In the last decade, peace negotiations in the Middle East have repeatedly failed. The Gulf War reversed Iraq’ s relations with the United States and turned the Arab state into an open supporter of extremist groups. Resentment against the living conditions of Palestinian refugees remains a common source of anger against the West and Israel. While Saudi Arabia and Egypt have maintained closer ties with the United States, countries like Syria, Libya, and Iraq have openly condemned Western foreign policy and continue to support terrorist activity. The attacks against the United States on 11 September 2001 demonstrated a new level of terrorist warfare that employed the international media to the fullest extent.
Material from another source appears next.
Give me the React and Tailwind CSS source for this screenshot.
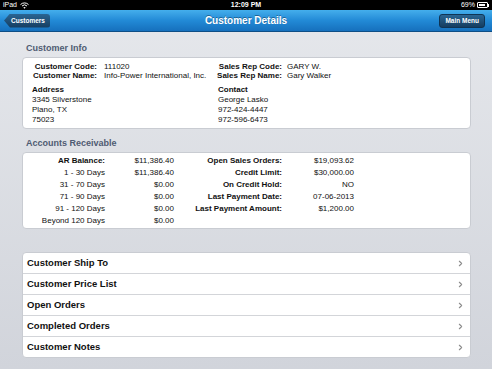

Extremist leader Osama bin Laden (1957— ) successfully captured the attention of the Western world. Al Qaeda propaganda focuses on justice for the Palestinian cause, the imposition of distorted Islamic values for all Arab nations, and the removal of American army bases from the Holy Land. While many Middle Eastern countries have condemned the extremist actions of Al Qaeda and have shown support to the United States, bin Laden’s reputation has reached cult status among some Arabs, who see him as the hero of the resistance against Western domination.